S M Masud Hossain Dolon is a judge of the High Court Division of the Bangladesh Supreme Court.

==Early life==
Dolon was born on 1 January 1973. He did his Bachelor of Law from the University of Wolverhampton. He did a Bar Vocational Course from Northumbria University and joined Lincoln's Inn.

==Career==
Dolon became a lawyer of the District Courts on 5 August 2003 and the High Court Division on 17 April 2004.

In February 2011, Dolon was elected assistant secretary of Bangladesh Supreme Court Bar Association.

Dolon became a lawyer of the Appellate Division of the Supreme Court on 21 December 2015. In 2017, he filed the S. M. Masud Hossain Dolon and others Vs. Government of Bangladesh and others case which resulted in a verdict limited the weight of schoolbags, children took to school, in Bangladesh.

Dolon was appointed an additional Judge of the High Court Division on 31 July 2022 by President Mohammad Abdul Hamid. In September, Dolon and Justice Md Mostafizur Rahman confirmed the death penalty of four Jamaat-ul-Mujahideen Bangladesh members for killing Kunio Hoshi, a Japanese man, in 2015. In November, Dolon and Justice ASM Abdul Mobin stayed a defamation case against Mohammad Jahangir Alam, former Mayor of Gazipur, in a case filed for allegedly making defamatory comments about founding President of Bangladesh Sheikh Mujibur Rahman.

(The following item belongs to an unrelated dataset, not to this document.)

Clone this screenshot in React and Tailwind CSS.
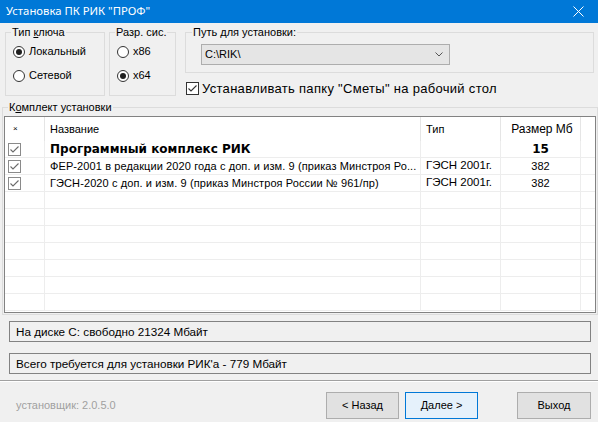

Dolon and Justice Md. Badruzzaman wanted to know about steps taken to make handwritten autopsy reports readable at a bail hearing in January 2023. Dolon and Justice Md. Badruzzaman expressed concern over receiving a call from Dhaka District police superintendent of the Police Bureau of Investigation to the deputy attorney general Sujit Kumar Chattarjee. The police officer called requesting an extension of a court deadline for sub-inspector Mizanur Rahman Sojib, the investigation officer of the Rubel murder case. The bench also ordered the suspension of the investigation officer of the case in Manikganj Sub-Inspector Masud Rana. The court was also critical of investigator sub inspector Masudur Rahman describing his investigation as "cinematic". Dolon and Justice Md Badruzzaman stopped the Digital Security Act case against Didarul Islam Bhuiyan of Rastrachinta.